A 'new normal'?
In its 48th year, Bangladesh faces a new existential question to ponder. What now passes as "normal"?
2019 ushered in not just a change of calendar but a wholly novel political reality. A "participatory" national election that by most accounts, sans the "official" ones, was anything but fair, transparent or credible. A political challenger mostly absent due in equal parts to unrelenting state repression and its own utter lack of strategy. An electorate wanting to partake in the democratic process but psychologically hesitant and stopping shy of protest against rampant electoral malfeasance overseen by the brute combination of the ruling party, officialdom, law enforcement and partisan media.
A yawning gap has appeared between private conversations and the "official" narrative on what transpired on pre-election night and election day and the whole saga has begun to border on magic realism where "what was wasn't" and "what wasn't was".
There is a "new normal" afoot in Bangladesh defined by the uneasy co-existence of two types of "realities". On the one hand, there is a credibility collapse of the election process and a concomitant moral crisis surrounding the right to rule. Three official electoral statistics of the December 30 election underscore the credibility crisis. Firstly, an 80 percent voter turnout figure against visibly thin voter presence. Secondly, an improbable margin of victories with the ruling party "getting" 91 percent of the vote share in 110 constituencies. And thirdly, an unexplainable "collapse" of the opposition vote bank from about a third of the electorate to less than a tenth.
The regime may have been extraordinarily "efficient" in managing the election aftermath but the severity of the credibility crisis surrounding the electoral process and outcome has only gotten deeper as personal and eyewitness accounts proliferate in quiet and unquiet whispers across the land. The belief which has gained ground is that the ruling group is bent on denying an atmosphere of competitive elections. Not surprisingly, voter enthusiasm and voter interest have thus reached a nadir with empty ghost booths becoming the signature image for the just-concluded Dhaka North election.
Yet, it is also the case that people at large have chosen to grieve and despair in private rather than engage in protest and publicly vent their anger at the systematic loss of their sense of being citizens with rights. A country defined by the bravery of its birth is now being defined by an extraordinary sense of powerlessness pervading the citizenry at large. The weakening of political contestation has not merely been a democratic loss but has spawned a "new normal" of political governance built on four pillars: marginalisation of those at the grassroots, political encroachment on social space, economic governance run on crony principles and entrenched corruption, and relentless empowerment of the security establishment over civic rights. The sense of powerlessness is a direct outcome of this "new normal" of political governance. The regime has dramatically raised the cost of protesting with unprecedented partisan misuse of legal procedures as evident in the proliferation of gayebi cases. Justified moral outrage has increasingly come to be balanced against the political calculation of the costs of raising a voice of protest. The outcome more often than not is silence and self-censorship.

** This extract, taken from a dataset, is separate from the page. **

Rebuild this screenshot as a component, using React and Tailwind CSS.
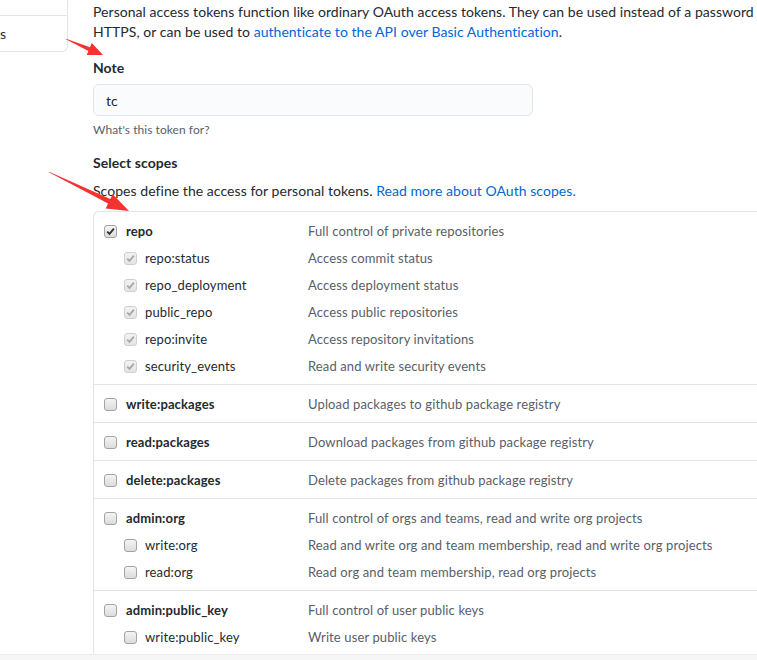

Another manifestation of this "new normal" is a paradoxical situation where there is both relative political calm and pronounced uncertainty about the future: a case of "uncertainty despite stability". The stubborn stagnation of the rate of private investment in Bangladesh is testament to an atmosphere of "uncertainty despite stability".
Huntington in his seminal work examined the phenomenon of "political decay" as opposed to political development. A critical insight emerging from such an analysis is that it is less the form of government and more the degree and quality of politics and governance, i.e. legitimacy, opportunities for contestations, rationalisation of authority, state capacity, robust spaces for public discourse, minimising system disruptions around transitions in power that distinguish politically developed societies from politically decaying ones. Sooner or later, political decay impacts economic outcomes, particularly inclusive and sustainable outcomes. Experience shows that there are both well-performing and poorly-performing democracies just as there are well-performing and poorly-performing authoritarian states. The apologist discourse of democracy-versus-development thus entirely misses the point. The discourse nearer to the reality is the tripartite one of democracy, governance and development. A society cannot jettison both democracy and governance and expect inclusive and sustainable development.

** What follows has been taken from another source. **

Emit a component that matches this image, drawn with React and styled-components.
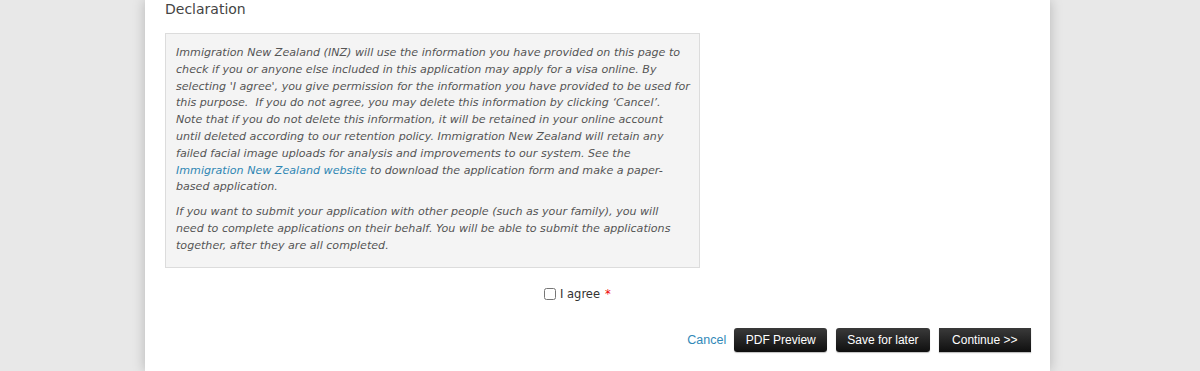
import React from 'react';
import styled, { createGlobalStyle } from 'styled-components';

const GlobalStyle = createGlobalStyle`
  * { box-sizing: border-box; }
  html, body { margin: 0; padding: 0; background: #e8e8e8; }
  body { font-family: 'DejaVu Sans', Verdana, sans-serif; color: #333; overflow: hidden; }
`;

const Page = styled.div`
  width: 905px; margin-left: 145px; min-height: 371px; background: #fff;
  box-shadow: 0 0 12px rgba(0,0,0,.22);
  padding: 0 19px 0 20px;
`;
const Heading = styled.h2`
  margin: 0; height: 33px;
  font-size: 14px; font-weight: normal; line-height: 18px; color: #444;
`;
const Notice = styled.div`
  width: 535px; background: #f4f4f4; border: 1px solid #dcdcdc;
  padding: 11px 8px 12px 10px;
`;
// the lines are broken where the original page breaks them
const Para = styled.p`
  margin: 0 0 8px; font-size: 11.1px; font-style: italic; line-height: 16.8px; color: #555;
  white-space: nowrap;
  &:last-child { margin-bottom: 0; }
`;
const Link = styled.a`color: #2f86b3; text-decoration: none;`;

const AgreeRow = styled.div`
  display: flex; align-items: center; gap: 3px; padding: 16px 0 0 379px; height: 37px;
  font-size: 11.5px; color: #333;
`;
const Box = styled.input`margin: 0 1px 0 0; width: 12px; height: 12px;`;
const Required = styled.span`color: #e00; margin-left: 2px;`;

const Actions = styled.div`
  display: flex; justify-content: flex-end; align-items: center; gap: 9px;
  padding-top: 23px;
`;
const CancelLink = styled.a`
  font-family: 'Liberation Sans', Arial, sans-serif; font-size: 12.5px; color: #3189b8;
  text-decoration: none; margin-right: -1px;
`;
const Button = styled.button`
  height: 24px; padding: 0 ${p => p.$pad || 11}px; border: 0;
  border-radius: ${p => (p.$square ? 0 : 3)}px;
  background: linear-gradient(#3a3a3a, #0f0f0f);
  box-shadow: 0 1px 1px rgba(0,0,0,.25);
  color: #fff; font-family: 'Liberation Sans', Arial, sans-serif; font-size: 12px;
  cursor: pointer;
`;

export default function App() {
  return (
    <>
      <GlobalStyle />
      <Page>
        <Heading>Declaration</Heading>
        <Notice>
          <Para>
            Immigration New Zealand (INZ) will use the information you have provided on this page to<br />
            check if you or anyone else included in this application may apply for a visa online. By<br />
            selecting 'I agree', you give permission for the information you have provided to be used for<br />
            this purpose.&nbsp; If you do not agree, you may delete this information by clicking ‘Cancel’.<br />
            Note that if you do not delete this information, it will be retained in your online account<br />
            until deleted according to our retention policy. Immigration New Zealand will retain any<br />
            failed facial image uploads for analysis and improvements to our system. See the<br />
            <Link href="#">Immigration New Zealand website</Link> to download the application form and make a paper-<br />
            based application.
          </Para>
          <Para>
            If you want to submit your application with other people (such as your family), you will<br />
            need to complete applications on their behalf. You will be able to submit the applications<br />
            together, after they are all completed.
          </Para>
        </Notice>
        <AgreeRow>
          <Box type="checkbox" id="agree" />
          <label htmlFor="agree">I agree</label>
          <Required>*</Required>
        </AgreeRow>
        <Actions>
          <CancelLink href="#">Cancel</CancelLink>
          <Button $pad={11.5}>PDF Preview</Button>
          <Button $pad={11}>Save for later</Button>
          <Button $square $pad={13.5}>Continue &gt;&gt;</Button>
        </Actions>
      </Page>
    </>
  );
}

Is this the "new normal" Bangladesh is now faced with? Where arbitrariness and lumpen assertions of power are sapping the quality of our institutions across the board? Where all political capital is concentrated in preserving the "new normal" with little left over for the needs for reform that are crying out to be addressed? Where the middle-income dream has been reduced to the narrowest of growth statistics rather than the foundational aspirations of quality, inclusion and dignity?

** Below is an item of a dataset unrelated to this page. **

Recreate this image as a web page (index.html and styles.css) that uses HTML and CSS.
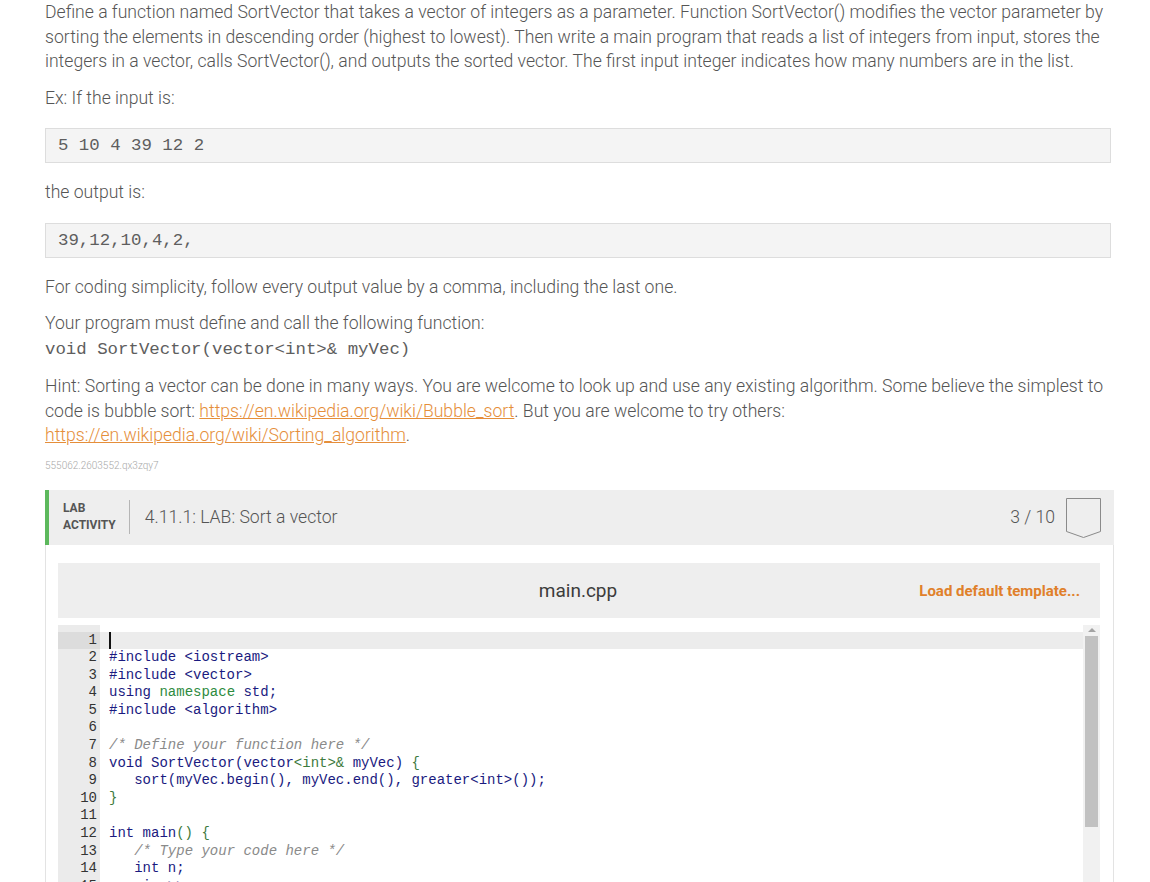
FILE: index.html
```html
<!DOCTYPE html>
<html>
<head>
<meta charset="utf-8">
<link rel="stylesheet" href="styles.css">
</head>
<body>
<div class="page">
  <p class="txt">Define a function named SortVector that takes a vector of integers as a parameter. Function SortVector() modifies the vector parameter by sorting the elements in descending order (highest to lowest). Then write a main program that reads a list of integers from input, stores the integers in a vector, calls SortVector(), and outputs the sorted vector. The first input integer indicates how many numbers are in the list.</p>
  <p class="txt">Ex: If the input is:</p>
  <pre class="sample">5 10 4 39 12 2</pre>
  <p class="txt">the output is:</p>
  <pre class="sample">39,12,10,4,2,</pre>
  <p class="txt">For coding simplicity, follow every output value by a comma, including the last one.</p>
  <p class="txt">Your program must define and call the following function:<br><code class="sig">void SortVector(vector&lt;int&gt;&amp; myVec)</code></p>
  <p class="txt hint">Hint: Sorting a vector can be done in many ways. You are welcome to look up and use any existing algorithm. Some believe the simplest to code is bubble sort: <a class="link" href="#">https://en.wikipedia.org/wiki/Bubble_sort</a>. But you are welcome to try others: <a class="link" href="#">https://en.wikipedia.org/wiki/Sorting_algorithm</a>.</p>
  <p class="uid">555062.2603552.qx3zqy7</p>

  <div class="lab">
    <div class="lab-head">
      <div class="lab-label">LAB<br>ACTIVITY</div>
      <div class="lab-sep"></div>
      <div class="lab-title">4.11.1: LAB: Sort a vector</div>
      <div class="lab-score">3 / 10</div>
      <svg class="badge" width="36" height="41" viewBox="0 0 36 41">
        <polygon points="0.5,0.5 34.5,0.5 34.5,33.5 17.5,39.5 0.5,33.5" fill="none" stroke="#8a8a8a" stroke-width="1"/>
      </svg>
    </div>
    <div class="lab-body">
      <div class="file-bar">
        <span></span>
        <span class="file-name">main.cpp</span>
        <a class="load" href="#">Load default template...</a>
      </div>
      <div class="editor">
        <div class="lines">
          <div class="row active"><span class="num">1</span><span class="code"><span class="caret"></span></span></div>
          <div class="row"><span class="num">2</span><span class="code">#include &lt;iostream&gt;</span></div>
          <div class="row"><span class="num">3</span><span class="code">#include &lt;vector&gt;</span></div>
          <div class="row"><span class="num">4</span><span class="code">using <span class="kw">namespace</span> std;</span></div>
          <div class="row"><span class="num">5</span><span class="code">#include &lt;algorithm&gt;</span></div>
          <div class="row"><span class="num">6</span><span class="code"></span></div>
          <div class="row"><span class="num">7</span><span class="code"><span class="cm">/* Define your function here */</span></span></div>
          <div class="row"><span class="num">8</span><span class="code">void SortVector(vector<span class="br">&lt;int&gt;&amp;</span> myVec) <span class="br">{</span></span></div>
          <div class="row"><span class="num">9</span><span class="code">   sort(myVec.begin(), myVec.end(), greater&lt;int&gt;());</span></div>
          <div class="row"><span class="num">10</span><span class="code"><span class="br">}</span></span></div>
          <div class="row"><span class="num">11</span><span class="code"></span></div>
          <div class="row"><span class="num">12</span><span class="code">int main<span class="br">()</span> <span class="br">{</span></span></div>
          <div class="row"><span class="num">13</span><span class="code">   <span class="cm">/* Type your code here */</span></span></div>
          <div class="row"><span class="num">14</span><span class="code">   int n;</span></div>
          <div class="row"><span class="num">15</span><span class="code">   cin &gt;&gt; n;</span></div>
          <div class="row"><span class="num">16</span><span class="code">   vector&lt;int&gt; v(n);</span></div>
        </div>
        <div class="scroll">
          <div class="scroll-up"></div>
          <div class="thumb"></div>
        </div>
      </div>
    </div>
  </div>
</div>
</body>
</html>
```
FILE: styles.css
```css
html, body {
  margin: 0;
  padding: 0;
  background: #ffffff;
}
body {
  overflow: hidden;
}
.page {
  width: 1069px;
  padding-left: 45px;
  font-family: Roboto, "Liberation Sans", sans-serif;
  font-weight: 300;
  color: #555555;
}
.txt {
  margin: 0 3px 12px 0;
  font-size: 17.6px;
  line-height: 24.5px;
}
.sample {
  margin: 18px 3px 17px 0;
  padding: 8px 12px;
  background: #f4f4f4;
  border: 1px solid #dddddd;
  font-family: "Liberation Mono", monospace;
  font-size: 17.4px;
  line-height: 17px;
  color: #5e5e5e;
}
.sig {
  font-family: "Liberation Mono", monospace;
  font-size: 17.4px;
  color: #5e5e5e;
}
.link {
  color: #e58e3a;
  text-decoration: underline;
}
.hint {
  margin-bottom: 11px;
}
.uid {
  margin: 0 0 17px 0;
  font-size: 10px;
  line-height: 14px;
  color: #a8a8a8;
}
.lab-head {
  display: flex;
  align-items: center;
  height: 55px;
  background: #eeeeee;
  border-left: 4px solid #5cb85c;
  padding: 0 12px 0 14px;
}
.lab-label {
  font-weight: 700;
  font-size: 12px;
  line-height: 17px;
  color: #555555;
}
.lab-sep {
  width: 1px;
  height: 34px;
  background: #b5b5b5;
  margin: 0 15px 0 13px;
}
.lab-title {
  flex: 1;
  font-size: 17.6px;
  color: #555555;
}
.lab-score {
  font-size: 17.6px;
  color: #555555;
  margin-right: 11px;
}
.badge {
  display: block;
  margin-top: 2px;
}
.lab-body {
  border-left: 1px solid #e3e3e3;
  border-right: 1px solid #e3e3e3;
  padding: 18px 13px 0 12px;
}
.file-bar {
  display: grid;
  grid-template-columns: 1fr auto 1fr;
  align-items: center;
  height: 55px;
  background: #eeeeee;
  padding: 0 20px;
}
.file-name {
  font-weight: 400;
  font-size: 19px;
  color: #3c3c3c;
  padding-right: 2px;
}
.load {
  justify-self: end;
  font-weight: 700;
  font-size: 15px;
  color: #e0802a;
  text-decoration: none;
  padding-top: 1px;
}
.editor {
  display: flex;
  margin-top: 7px;
  height: 400px;
  background: #ffffff;
}
.lines {
  flex: 1;
  padding-top: 7px;
  background: linear-gradient(to right, #ebebeb 42px, #ffffff 42px);
  font-family: "Liberation Mono", monospace;
  font-size: 14px;
  line-height: 17.6px;
  font-weight: 400;
  color: #1a1a80;
}
.row {
  display: grid;
  grid-template-columns: 42px 1fr;
  height: 17.6px;
}
.row.active {
  background: #ececec;
}
.row.active .num {
  background: #dcdcdc;
}
.num {
  text-align: right;
  padding-right: 3px;
  color: #333333;
}
.code {
  white-space: pre;
  padding-left: 9px;
}
.caret {
  display: inline-block;
  width: 2px;
  height: 17px;
  background: #111111;
  vertical-align: top;
}
.kw {
  color: #2e8b3e;
}
.br {
  color: #3d7a3d;
}
.cm {
  color: #8a8a8a;
  font-style: italic;
}
.scroll {
  width: 17px;
  background: #f1f1f1;
  display: flex;
  flex-direction: column;
  align-items: center;
}
.scroll-up {
  width: 0;
  height: 0;
  margin-top: 3px;
  border-left: 4px solid transparent;
  border-right: 4px solid transparent;
  border-bottom: 4px solid #a3a3a3;
}
.thumb {
  width: 13px;
  height: 191px;
  margin-top: 4px;
  background: #c1c1c1;
}
```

The "new normal" offers no easy way out for those despairing at the pervasive sense of powerlessness. For the moment, the mood appears to be one of impotent anger, withdrawal and pursuit of private agendas. But it would be a mistake to assume that the will to resist injustices and restore an inclusive dream of quality and dignity has fallen by the wayside. Nothing has come easy in our journey. New answers and new ways forward have to be forged. As before, it will require perseverance and determination. And faith in ourselves.
Dr Hossain Zillur Rahman is executive chairman of Power and Participation Research Centre.